Burden Shifting Legislation
Effective July 1, 2011, the Indiana General Assembly enacted Ind. Code § 6-1.1-15-17, which has since been repealed and re-enacted as Ind. Code § 6-1.1-15-17.2 due to a technical correction. Ind. Code § 6-1.1-15-17.2 provides the following:This section applies to any review or appeal of an assessment under this chapter if the assessment that is the subject of the review or appeal increased the assessed value of the assessed property by more than five percent (5%) over the assessed value determined by the county assessor or township assessor (if any) for the immediately preceding assessment date for the same property. The county assessor or township assessor making the assessment has the burden of proving that the assessment is correct in any review or appeal under this chapter and in any appeals taken to the Indiana board of tax review or to the Indiana tax court.
Assessment and Valuation Dates
For the 2006-2009 assessment years, the valuation date is “January 1 of the year preceding the year of the assessment date.” 50 IAC 21-3-3 (2006). Thus, for a March 1, 2006 assessment, the valuation date is January 1, 2005, while the valuation date for a March 1, 2007 assessment is January 1, 2006, and so on.
For assessment dates after December 31, 2009, “an adjustment in the assessed value of real property under this section shall be based on the estimated true tax value of the property on the assessment date that is the basis for taxes payable on that real property.” Ind. Code § 6-1.1-4-4.5(f) (2010). Thus, for example, the valuation date for a March 1, 2010 assessment is March 1, 2010. See Valuation Date.
Who is the party to defend the PTABOA determination?
If an appeal is based on a PTABOA determination issued after June 30, 2007, then the county assessor is the party to defend the determination. See Ind. Code § 6-1.1-15-3(b) P.L. 219-2007 (SEA 287) §§ 39, 156(c). The statute clearly states that the county assessor is the party to defend the determination of the PTABOA.
For appeals based on a PTABOA determination issued before June 30, 2007, you must determine whether there is a township assessor.
If there is a township assessor, then the township assessor is the party to defend the determination.
If the township assessor’s duties have been statutorily transferred to the county assessor, then the county assessor is the party to defend the assessment.
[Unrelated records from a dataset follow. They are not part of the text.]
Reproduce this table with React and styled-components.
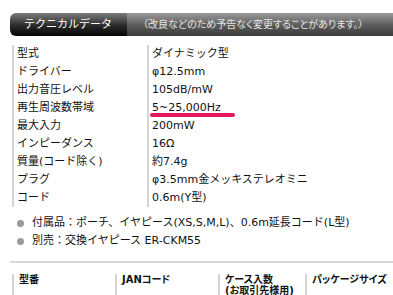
import React from 'react'
import styled, { createGlobalStyle } from 'styled-components'

const specs = [
    ['型式', 'ダイナミック型'],
    ['ドライバー', 'φ12.5mm'],
    ['出力音圧レベル', '105dB/mW'],
    ['再生周波数帯域', '5~25,000Hz', true],
    ['最大入力', '200mW'],
    ['インピーダンス', '16Ω'],
    ['質量(コード除く)', '約7.4g'],
    ['プラグ', 'φ3.5mm金メッキステレオミニ'],
    ['コード', '0.6m(Y型)'],
]

const notes = [
    '付属品：ポーチ、イヤピース(XS,S,M,L)、0.6m延長コード(L型)',
    '別売：交換イヤピース ER-CKM55',
]

function App() {
    return (
        <>
            <GlobalStyle />
            <Page>
                <HeaderBar>
                    <Tab>テクニカルデータ</Tab>
                    <Note>（改良などのため予告なく変更することがあります。）</Note>
                </HeaderBar>

                <SpecTable>
                    {
                        specs.map(([label, value, mark]) => (
                            <React.Fragment key={label}>
                                <Label>{label}</Label>
                                <Value>{mark ? <Marked>{value}</Marked> : value}</Value>
                            </React.Fragment>
                        ))
                    }
                </SpecTable>

                <Notes>
                    {
                        notes.map((n, i) => (
                            <li key={i}>{n}</li>
                        ))
                    }
                </Notes>

                <Divider />

                <HeadRow>
                    <HeadCell>型番</HeadCell>
                    <HeadCell>JANコード</HeadCell>
                    <HeadCell>ケース入数<br />(お取引先様用)</HeadCell>
                    <HeadCell>パッケージサイズ</HeadCell>
                </HeadRow>
            </Page>
        </>
    )
}

export default App

const GlobalStyle = createGlobalStyle`
    body {
        margin : 0 ;
        background : #fff ;
        font-family : "DejaVu Sans", "Noto Sans CJK JP", sans-serif ;
        color : #111 ;
    }
`

const Page = styled.div`
    width : 393px ;
    height : 295px ;
    overflow : hidden ;
    padding : 13px 0 0 10px ;
    box-sizing : border-box ;
`

const HeaderBar = styled.div`
    display : flex ;
    height : 23px ;
    align-items : stretch ;
`

const Tab = styled.div`
    width : 117px ;
    padding-left : 14px ;
    box-sizing : border-box ;
    border-radius : 6px 0 0 6px ;
    background : linear-gradient(#7c7c7c, #2a2a2a 55%, #050505) ;
    color : #fff ;
    font-size : 11px ;
    line-height : 23px ;
    white-space : nowrap ;
`

const Note = styled.div`
    flex : 1 ;
    padding-left : 16px ;
    background : linear-gradient(#9a9a9a, #5a5a5a 55%, #3a3a3a) ;
    color : #e4e4e4 ;
    font-size : 10px ;
    font-feature-settings : "palt" ;
    line-height : 23px ;
    white-space : nowrap ;
`

const SpecTable = styled.div`
    display : grid ;
    grid-template-columns : 135px 1fr ;
    margin : 9px 0 0 2px ;
    font-size : 11px ;
    line-height : 18px ;
`

const Label = styled.div`
    border-left : 2px solid #d4d4d4 ;
    padding-left : 3px ;
    white-space : nowrap ;
`

const Value = styled.div`
    border-left : 2px solid #d4d4d4 ;
    padding-left : 3px ;
    white-space : nowrap ;
`

const Marked = styled.span`
    position : relative ;

    &::after {
        content : '' ;
        position : absolute ;
        left : -2px ;
        right : -14px ;
        bottom : -3px ;
        height : 4px ;
        border-radius : 2px ;
        background : #e5185d ;
    }
`

const Notes = styled.ul`
    list-style : none ;
    margin : 7px 0 0 ;
    padding : 0 0 0 22px ;
    font-size : 11px ;
    line-height : 18px ;

    li {
        position : relative ;
        white-space : nowrap ;

        &::before {
            content : '' ;
            position : absolute ;
            left : -15px ;
            top : 6px ;
            width : 7px ;
            height : 7px ;
            border-radius : 50% ;
            background : #9a9a9a ;
        }
    }
`

const Divider = styled.div`
    height : 2px ;
    background : #d8d8d8 ;
    margin-top : 11px ;
`

const HeadRow = styled.div`
    display : grid ;
    grid-template-columns : 103px 103px 87px 1fr ;
    margin : 11px 0 0 2px ;
    font-size : 10px ;
    font-weight : bold ;
    font-feature-settings : "palt" ;
    line-height : 11px ;
`

const HeadCell = styled.div`
    border-left : 2px solid #d4d4d4 ;
    padding-left : 5px ;
    height : 30px ;
    white-space : nowrap ;
`
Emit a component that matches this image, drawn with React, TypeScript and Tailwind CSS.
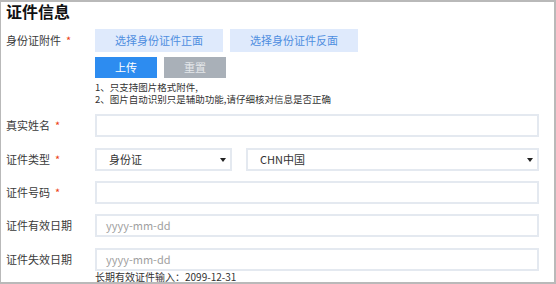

Thus in most appeals before the Board, the county assessor is the party to defend the PTABOA determination. The only exception is for appeals based on PTABOA determinations issued before June 30, 2007, where there is a township assessor. See Chart.
Appeal Rights
Public Law 219-2007 created new deadlines for a local property tax assessment board of appeals ("PTABOA") to act on a taxpayer's written notice requesting a review of his or her assessment. The new deadlines apply to review notices filed after June 30, 2007. In those cases, a PTABOA must hold a hearing within 180 days after the taxpayer filed his or her review notice, and it must issue a written determination within 120 days of that hearing. If the PTABOA fails to hold a hearing within 180 days and/or fails to issue a determination within 120 days of its hearing, a taxpayer needn't wait for the PTABOA to issue a determination; he or she may file an appeal directly with the Indiana Board of Tax Review. That direct appeal option is only available in cases where a taxpayer filed his or her written review notice after June 30, 2007.